We found that most postacute care quality measures included in Nursing Home Compare significantly improved after the launch of Nursing Home Compare. The one measure that did not improve (delirium) had high performance levels before Nursing Home Compare and, thus, may not have had sufficient room to improve. While the quality improvements were statistically significant, in some cases the magnitude of change was small. The relative improvement in pain control attributable to Nursing Home Compare (based on the differences-in-differences specification) was <1 percent. However, with over 1.5 million patients admitted to postacute care annually, this quality improvement translates into approximately 12,000 fewer patients having moderate to severe pain. Improvement in walking had a relative improvement of 9 percent. While measured quality improved, changes in rates of potentially preventable rehospitalizations (a broader measure of quality) were inconsistent and, in some cases, worsened.
There is ample literature suggesting that in the presence of external incentives, such as public reporting, measured quality improves on average. This has been documented in the case of hospitals (Williams et al. 2005
), physicians (Hannan et al. 1994
), health plans, and previously in nursing homes (Mukamel et al. 2008
). Our findings, which improve upon the methods of prior studies, align with this prior empirical work. While there has been concern that some improvements due to public reporting might be due to changes in case mix (Werner and Asch 2005
), we found that after extensive controls for this, improvements in measured quality remain.
We also found that potentially preventable rehospitalization rates did not change or worsened slightly after the launch of Nursing Home Compare. This may be counterintuitive. However, there are several potential explanations for this finding. First, prior work has found that narrow measures of quality are often not well correlated with broader measures of quality (Bradley et al. 2006
; Werner and Bradlow 2006
;). Although strategies to improve measured quality may spill over to areas that affect quality more generally, and thus in the case of postacute care may reduce rates of hospitalization, this need not be the case. Indeed, efforts targeted at improving the three quality measures used in Nursing Home Compare may not affect rehospitalization from postacute care. Second, the divergence of Nursing Home Compare measures and potentially preventable rehospitalizations may be due to the different cohorts included in these measures. While rehospitalizations are measured for all postacute care admissions, the Nursing Home Compare measures reflect quality only among patients who stay in postacute care for at least 14 days. Characteristics of patients at 5 and 14 days may differ sufficiently to explain these divergent findings. One reason 5- and 14-day patients may differ is that SNFs may selectively discharge (and rehospitalize) postacute care patients before the 14-day assessment when Nursing Home Compare quality measurement occurs. In this way, it is possible that Nursing Home Compare contributes to higher rates of rehospitalization from postacute care. While we control for changing case mix at SNFs using propensity score matching, and control for differential rates of discharge before day 14 across SNFs, we are unable to adequately control for rates of selective discharge in this analysis. Disentangling the effects of selective discharge from true changes in quality is an important area for future research.

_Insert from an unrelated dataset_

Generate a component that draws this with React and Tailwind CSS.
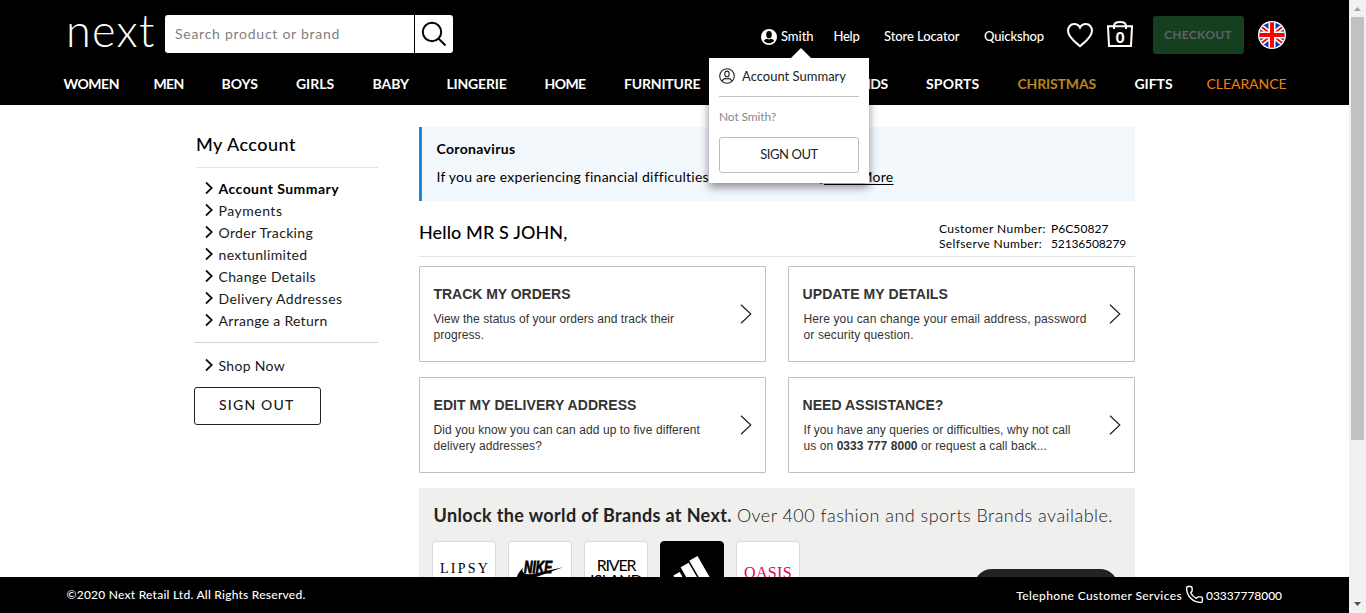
import React from "react";
import { Phone } from "lucide-react";

const navItems = [
  { label: "WOMEN", cls: "ml-[63.5px] w-[90px] tracking-[-0.48px] text-white font-bold" },
  { label: "MEN", cls: "w-[68px] tracking-[-0.7px] text-white font-bold" },
  { label: "BOYS", cls: "w-[74.5px] text-white font-bold" },
  { label: "GIRLS", cls: "w-[76.5px] tracking-[-0.05px] text-white font-bold" },
  { label: "BABY", cls: "w-[74px] tracking-[-0.05px] text-white font-bold" },
  { label: "LINGERIE", cls: "w-[98px] tracking-[-0.2px] text-white font-bold" },
  { label: "HOME", cls: "w-[79.5px] tracking-[-0.6px] text-white font-bold" },
  { label: "FURNITURE", cls: "w-[210px] tracking-[-0.18px] text-white font-bold" },
  { label: "BRANDS", cls: "w-[92px] tracking-[-0.59px] text-white font-bold" },
  { label: "SPORTS", cls: "w-[91.5px] tracking-[0.17px] text-white font-bold" },
  { label: "CHRISTMAS", cls: "w-[117px] tracking-[-0.16px] text-[#b8871b] font-bold" },
  { label: "GIFTS", cls: "w-[72px] tracking-[-0.05px] text-white font-bold" },
  { label: "CLEARANCE", cls: "tracking-[-0.05px] text-[#f0820f]" },
];

const sideItems = [
  { label: "Account Summary", cls: "font-bold tracking-[0.45px] text-black" },
  { label: "Payments", cls: "tracking-[0.51px]" },
  { label: "Order Tracking", cls: "tracking-[0.32px]" },
  { label: "nextunlimited", cls: "tracking-[0.35px]" },
  { label: "Change Details", cls: "tracking-[0.34px]" },
  { label: "Delivery Addresses", cls: "tracking-[0.39px]" },
  { label: "Arrange a Return", cls: "tracking-[0.29px]" },
];

const cards = [
  {
    title: "TRACK MY ORDERS",
    titleCls: "tracking-[-0.03px]",
    cls: "tracking-[0.06px]",
    body: <>View the status of your orders and track their<br />progress.</>,
  },
  {
    title: "UPDATE MY DETAILS",
    titleCls: "tracking-[0.09px]",
    cls: "tracking-[0.13px] pl-px",
    body: <>Here you can change your email address, password<br />or security question.</>,
  },
  {
    title: "EDIT MY DELIVERY ADDRESS",
    titleCls: "tracking-[0.06px]",
    cls: "tracking-[0.09px]",
    body: <>Did you know you can can add up to five different<br />delivery addresses?</>,
  },
  {
    title: "NEED ASSISTANCE?",
    titleCls: "tracking-[0.06px]",
    cls: "tracking-[0.07px] pl-px",
    body: <>If you have any queries or difficulties, why not call<br />us on <b>0333 777 8000</b> or request a call back...</>,
  },
];

function Logo() {
  return (
    <div className="mt-[7px] ml-[66px] w-[99px] text-[45px] leading-[46px] font-light tracking-[1.3px] text-white">next</div>
  );
}

function SearchBar() {
  return (
    <div className="mt-[15px] flex h-[38px] w-[288px] overflow-hidden rounded-[3px] bg-white">
      <div className="w-[249px] pl-[10px] text-[14px] leading-[37px] tracking-[0.74px] text-[#808080]">Search product or brand</div>
      <div className="flex flex-1 items-center justify-center border-l border-black">
        <svg width="26" height="26" viewBox="0 0 26 26" fill="none" stroke="#000" strokeWidth="2">
          <circle cx="11" cy="11" r="9.2" />
          <path d="M17.6 17.6 24.5 24.5" />
        </svg>
      </div>
    </div>
  );
}

function UserBadge() {
  return (
    <svg className="mt-[29px] mr-1" width="16" height="16" viewBox="0 0 16 16">
      <circle cx="8" cy="8" r="8" fill="#fff" />
      <ellipse cx="8" cy="5.7" rx="2.8" ry="3.6" fill="#000" />
      <path d="M2.8 11.8C3.600 10.400 5 10 6.300 9.800c1 .7 2.400.7 3.400 0 1.300.2 2.700.6 3.500 2C12 13.400 10.200 14.200 8 14.200s-4-.8-5.200-2.400z" fill="#000" />
    </svg>
  );
}

function UserOutline() {
  return (
    <svg width="16" height="16" viewBox="0 0 16 16" fill="none" stroke="#222" strokeWidth="1.1">
      <circle cx="8" cy="8" r="7.3" />
      <ellipse cx="8" cy="5.9" rx="2.2" ry="2.8" />
      <path d="M3 13c.8-1.8 2.2-2.3 3.8-2.6.7.5 1.7.5 2.4 0 1.6.3 3 .8 3.8 2.6" />
    </svg>
  );
}

function Heart() {
  return (
    <svg className="mt-[22px] ml-[22px]" width="28" height="27" viewBox="0 0 28 27" fill="none" stroke="#fff" strokeWidth="2">
      <path d="M14 24.2C10 20.5 2 15.5 2 8.800 2 5 4.600 2 8.100 2c2.700 0 4.900 1.500 5.900 3.600C15 3.500 17.200 2 19.900 2 23.400 2 26 5 26 8.800c0 6.700-8 11.700-12 15.400z" />
    </svg>
  );
}

function Bag() {
  return (
    <div className="relative mt-[20px] ml-[12px] h-7 w-7">
      <svg width="28" height="28" viewBox="0 0 28 28" fill="none" stroke="#fff" strokeWidth="2">
        <path d="M2 6.200h24l-1 19.700H3z" />
        <path d="M8 9V6.300C8 3.600 10.300 2 14 2s6 1.600 6 4.300V9" />
      </svg>
      <span className="absolute inset-x-0 top-[8px] text-center text-[15px] leading-[18px] font-black text-white">0</span>
    </div>
  );
}

function Flag() {
  return (
    <svg className="mt-[21px] ml-[14px]" width="28" height="28" viewBox="0 0 28 28">
      <defs>
        <clipPath id="disc"><circle cx="14" cy="14" r="12.6" /></clipPath>
      </defs>
      <circle cx="14" cy="14" r="14" fill="#fff" />
      <g clipPath="url(#disc)">
        <rect width="28" height="28" fill="#0c3ba0" />
        <path d="M0 3 28 25M28 3 0 25" stroke="#fff" strokeWidth="5" />
        <path d="M0 3 28 25M28 3 0 25" stroke="#f00" strokeWidth="1.8" />
        <path d="M14 0v28M0 14h28" stroke="#fff" strokeWidth="7" />
        <path d="M14 0v28M0 14h28" stroke="#f00" strokeWidth="4" />
      </g>
    </svg>
  );
}

function AccountMenu() {
  return (
    <div className="absolute top-[58px] left-[709px] z-20 h-[125px] w-[160px] bg-white px-[10px] shadow-[0_4px_9px_rgba(0,0,0,0.45)]">
      <svg className="absolute -top-[10px] left-[82px]" width="20" height="10" viewBox="0 0 20 10">
        <path d="M0 10 10 0 20 10z" fill="#fff" />
      </svg>
      <div className="flex h-[39px] items-center gap-[7px] border-b border-[#c4c4c4] pb-[3px] text-[13px] leading-5 text-[#222]">
        <UserOutline />
        <span>Account Summary</span>
      </div>
      <div className="mt-[10px] text-[12px] leading-5 tracking-[-0.13px] text-[#888]">Not Smith?</div>
      <div className="mt-[10px] flex h-9 items-center justify-center rounded-[3px] border border-[#bdbdbd] pb-px text-[13px] tracking-[-0.45px] text-[#222]">SIGN OUT</div>
    </div>
  );
}

function Header() {
  return (
    <header className="h-[105px] shrink-0 bg-black">
      <div className="flex h-[74px] items-start whitespace-nowrap text-white">
        <Logo />
        <SearchBar />
        <div className="ml-[308px] flex text-[13px] font-medium">
          <UserBadge />
          <span className="mt-[26px] w-[52.5px] leading-5 tracking-[-0.07px]">Smith</span>
          <span className="mt-[26px] w-[50.5px] leading-5 tracking-[-0.27px]">Help</span>
          <span className="mt-[26px] w-[100px] leading-5 tracking-[-0.09px]">Store Locator</span>
          <span className="mt-[26px] w-[60px] leading-5 tracking-[-0.15px]">Quickshop</span>
        </div>
        <Heart />
        <Bag />
        <div className="mt-4 ml-[19px] h-[38px] w-[91px] rounded-[3px] bg-[#14401f] pl-[11px] text-[12px] leading-[37px] font-bold tracking-[0.32px] text-[#626262]">CHECKOUT</div>
        <Flag />
      </div>
      <nav className="flex text-[14px] leading-5 whitespace-nowrap">
        {navItems.map((n) => (
          <span key={n.label} className={`shrink-0 ${n.cls}`}>{n.label}</span>
        ))}
      </nav>
    </header>
  );
}

function SideLink({ label, cls }) {
  return (
    <li className="flex h-[22px] items-start pl-[11px]">
      <svg className="mt-[2.5px] mr-[5.5px]" width="8" height="14" viewBox="0 0 8 14" fill="none" stroke="#111" strokeWidth="1.8">
        <path d="M1 1.5 6.800 7 1 12.500" />
      </svg>
      <span className={cls}>{label}</span>
    </li>
  );
}

function Sidebar() {
  return (
    <aside className="ml-[194px] w-[184px] shrink-0 pt-[27px] text-[14px] leading-[22px] text-[#1a1a1a]">
      <h2 className="ml-[2px] h-[36px] border-b border-[#e3e3e3] text-[18px] leading-6 font-medium tracking-[0.49px] text-black">My Account</h2>
      <ul className="border-b border-[#cdd3d9] py-[10px]">
        {sideItems.map((s) => <SideLink key={s.label} {...s} />)}
      </ul>
      <ul className="pt-[12px]">
        <SideLink label="Shop Now" cls="tracking-[0.32px]" />
      </ul>
      <div className="mt-[10px] h-[38px] w-[127px] rounded-[3px] border border-[#222] pl-6 leading-[34px] font-medium tracking-[1.2px]">SIGN OUT</div>
    </aside>
  );
}

function Card({ title, titleCls, cls, body }) {
  return (
    <div className="flex h-24 items-center justify-between rounded-[1px] border border-[#bfbfbf] pr-[13px] pl-[13.5px] font-['Liberation_Sans',sans-serif] whitespace-nowrap text-[#333]">
      <div className="self-start pt-[17px]">
        <h3 className={`text-[14px] leading-5 font-bold ${titleCls}`}>{title}</h3>
        <p className={`mt-[7px] text-[12px] leading-4 ${cls}`}>{body}</p>
      </div>
      <svg width="12" height="20" viewBox="0 0 12 20" fill="none" stroke="#222" strokeWidth="1.2">
        <path d="M1 .8 10.800 10 1 19.200" />
      </svg>
    </div>
  );
}

function Tile({ children, dark }) {
  return (
    <div className={`flex h-16 w-16 shrink-0 flex-col items-center overflow-hidden rounded-[4px] border ${dark ? "border-black bg-black" : "border-[#d9d9d9] bg-white"}`}>
      {children}
    </div>
  );
}

function Brands() {
  return (
    <section className="mt-[15px] h-[130px] bg-[#efefee] pt-[15px] whitespace-nowrap text-[#222]">
      <div className="pl-[14.5px] text-[18px] leading-6">
        <b className="tracking-[0.36px]">Unlock the world of Brands at Next.</b>
        <span className="ml-[5px] font-light tracking-[0.46px]">Over 400 fashion and sports Brands available.</span>
      </div>
      <div className="mt-[14px] flex gap-3 pl-[13px]">
        <Tile>
          <div className="mt-[19px] pl-[2px] font-['Liberation_Serif',serif] text-[14px] leading-4 font-medium tracking-[2.2px] text-black">LIPSY</div>
          <div className="text-[5px] leading-[5px] tracking-[1px] text-[#333]">LONDON</div>
        </Tile>
        <Tile>
          <svg width="62" height="62" viewBox="0 0 62 62">
            <text x="15" y="30.5" fontFamily="'Liberation Sans Narrow', 'Liberation Sans', sans-serif" fontWeight="700" fontStyle="italic" fontSize="16" textLength="28" lengthAdjust="spacingAndGlyphs" stroke="#000" strokeWidth=".9">NIKE</text>
            <path d="M14 25.500C9 31 5.500 37 9 39.500c3.500 2 10-.5 17-4L54 25.300 27 31.300c-9 2.500-15.500.5-13-5.800z" />
          </svg>
        </Tile>
        <Tile>
          <div className="mt-[14px] text-[16px] leading-[18px] tracking-[-1.2px] text-black">RIVER</div>
          <div className="-mt-[3px] text-[16px] leading-[18px] tracking-[-0.8px] text-black">ISLAND</div>
        </Tile>
        <Tile dark>
          <svg width="62" height="62" viewBox="0 0 62 62" fill="#fff">
            <path d="M28.300 18.700 36.500 14 52 41H41.200z" />
            <path d="M19.600 25.300 27.700 20.700 39.400 41H28.600z" />
            <path d="M12.300 33.600 18.700 30 25 41H16.500z" />
          </svg>
        </Tile>
        <Tile>
          <div className="mt-[21px] font-['Liberation_Serif',serif] text-[16px] leading-5 tracking-[0.35px] text-[#e5004f]">OASIS</div>
        </Tile>
        <div className="mt-[28px] ml-[162px] h-9 w-[144px] rounded-[18px] bg-[#222]" />
      </div>
    </section>
  );
}

function Content() {
  return (
    <div className="ml-[41px] w-[716px] shrink-0 pt-[22px]">
      <div className="h-[74px] border-l-[3px] border-[#1e86d9] bg-[#f3f8fd] pt-[12px] pl-[14.5px] text-[14px] leading-5 whitespace-nowrap text-black">
        <div className="font-bold tracking-[0.34px]">Coronavirus</div>
        <div className="mt-2 flex">
          <span className="w-[387.5px] tracking-[0.24px]">If you are experiencing financial difficulties we're here to help.</span>
          <span className="underline underline-offset-2 tracking-[0.28px]">Read More</span>
        </div>
      </div>
      <div className="flex h-[56px] justify-between border-b border-[#e3e3e3] pt-[19px] pr-[8px] text-black">
        <h1 className="text-[18px] leading-6 font-medium tracking-[0.11px]">Hello MR S JOHN,</h1>
        <div className="mt-px grid h-[30px] w-[188px] grid-cols-[112px_1fr] text-[12px] leading-[15px] whitespace-nowrap">
          <span className="tracking-[0.42px]">Customer Number:</span>
          <span className="tracking-[0.06px]">P6C50827</span>
          <span className="tracking-[0.34px]">Selfserve Number:</span>
          <span className="tracking-[-0.14px]">52136508279</span>
        </div>
      </div>
      <div className="mt-[9px] grid grid-cols-[347px_347px] gap-x-[22px] gap-y-[15px]">
        {cards.map((c) => <Card key={c.title} {...c} />)}
      </div>
      <Brands />
    </div>
  );
}

function Footer() {
  return (
    <footer className="flex h-9 shrink-0 items-center justify-between bg-black pr-[67px] pl-[66.5px] text-[12px] font-medium whitespace-nowrap text-white">
      <span className="tracking-[0.24px]">©2020 Next Retail Ltd. All Rights Reserved.</span>
      <span className="flex items-center">
        <span className="pt-[2px] tracking-[0.37px]">Telephone Customer Services</span>
        <Phone className="mr-[2px] mb-px ml-[3px]" size={19} strokeWidth={1.8} />
        <span className="pt-[2px] tracking-[-0.05px]">03337778000</span>
      </span>
    </footer>
  );
}

function Scrollbar() {
  return (
    <div className="flex w-[17px] shrink-0 flex-col items-center justify-between bg-[#f1f1f1]">
      <div className="flex flex-col items-center">
        <svg width="17" height="17" viewBox="0 0 17 17"><path d="M5 11 8.500 7 12 11z" fill="#a3a3a3" /></svg>
        <div className="h-[423px] w-[13px] bg-[#c1c1c1]" />
      </div>
      <svg width="17" height="17" viewBox="0 0 17 17"><path d="M5 6 8.500 10 12 6z" fill="#505050" /></svg>
    </div>
  );
}

export default function App() {
  return (
    <div className="relative flex h-[613px] w-[1366px] overflow-hidden bg-white font-['Lato',sans-serif]">
      <div className="flex min-w-0 flex-1 flex-col">
        <Header />
        <main className="flex min-h-0 flex-1 items-start overflow-hidden">
          <Sidebar />
          <Content />
        </main>
        <Footer />
      </div>
      <Scrollbar />
      <AccountMenu />
    </div>
  );
}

Our results should be interpreted in light of the study's limitations. First, results based on propensity score-matched cohorts may not be representative of the changes in quality that occurred as we do not include all patients in our analyses. (Rather, we limit our analyses to the subset of patients with similar characteristics for whom we can best estimate the effects of Nursing Home Compare.) Nonetheless, these results are important from a policy standpoint, as they provide more precise estimates of the effect of public reporting on quality of care. Second, although we extensively control for patient selection based on observed differences between patients before versus after the launch of Nursing Home Compare, unobserved differences that are uncorrelated with observed differences remain a threat to the validity of our findings. Nonetheless, prior work suggests that using propensity score matching in the setting of an exogenous treatment decision, such as the launch of Nursing Home Compare, is a valid approach to account for differences across groups (Heckman, Urzua, and Vytlacil 2006
). Finally, the quality changes we demonstrate may be due to changes in data accuracy rather than true quality changes, particularly given the subjective nature of the Nursing Home Compare quality measures. While other work has found that data changes explain some quality improvement (Green and Wintfeld 1995
; Roski et al. 2003
;), this is less likely in the nursing home quality measures based on MDS. Electronic MDS data collection started in 1998, well before Nursing Home Compare was launched, and has been used to determine Medicare payment since that time, increasing nursing homes' incentive to accurately report these data for several years before the launch of Nursing Home Compare.
Despite these limitations, our study offers important new findings with regard to the role of public reporting in quality improvement. We find that most quality measures improve in response to public reporting even after controlling for secular trends. However, the clinical significance of these improvements may be limited given that improvements in narrow measures of quality of care may not translate into broader quality improvement. To achieve more robust quality improvement, stronger incentives to improve quality may be needed. One possible way to do this is to combine public reporting with pay for performance. While public reporting of quality information is important for reasons beyond quality improvement, such as enhancing accountability of health care providers, alone it may play a positive but limited role in improving quality of care.